LIB.SU: ЭЛЕКТРОННАЯ БИБЛИОТЕКА

Зона свободы. (Дневники мотоциклистки)

И снова пахнет сожженным сцеплением, горит ферродо. Это испытание на страх, кто меньше боится, тот дальше проезжает, прежде чем завязнуть в торфе, потом мотоциклу помогают веревками. Первым едет Алексей на своем «Урале». Он проходит очень далеко по лугу, соскакивает с мотоцикла и идет рядом с ним, осторожно держа ручку газа, потом, в самом конце луга, он вскакивает в седло, «спрыгивает» на своем тяжелом мотоцикле с бровки в воду, отъезжает на взгорок, глушит мотоцикл и идет за одиночкой. Одиночка хлопот почти не доставляет.

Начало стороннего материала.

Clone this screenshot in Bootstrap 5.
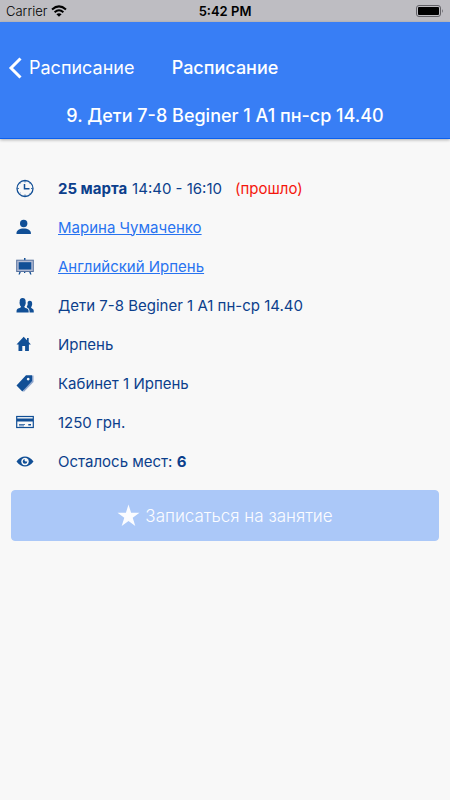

Потом едут Будаев, Рудин, Королев, Мецкевич и, наконец, Андрей Кравчук. Его приходится ждать. Теперь я знаю, почему люди гибнут в тайге, – это происходит из‑за безалаберности, самоуверенности и неподготовленности. Они не знают, что провести в тайге месяц, это совсем не то, что выбраться в лес на выходные или съездить в Тальяны за ягодами. Здесь важна не только психологическая подготовка, но и материальная подготовка. И если в первом Андрей Кравчук преуспел, и его олимпийское спокойствие иногда раздражает даже Будаева, то вот по матчасти – не очень. И дело даже не в том, что он пошел вокруг Байкала в старых кирзовых сапогах, которые порвались на следующий день, и которые он каждый вечер зашивал на привале суровыми черными нитками. И дело не в том, что вместо нормальной запасной обуви он взял с собой туфли. Мне, в конце концов, все равно, в чем он будет ходить по тайге, когда сапоги окончательно развалятся. Дело в том, что его мотоцикл оказался самым неподготовленным. У него сношена «собачка» на кикстартере. Он пинает кик, но тот не входит в зацепление с валом коробки передач. Он его пинает, пинает… Этот цирк мы наблюдаем по пятнадцать раз на дню, то есть каждый раз, когда он глушит мотоцикл, или когда тот глохнет сам.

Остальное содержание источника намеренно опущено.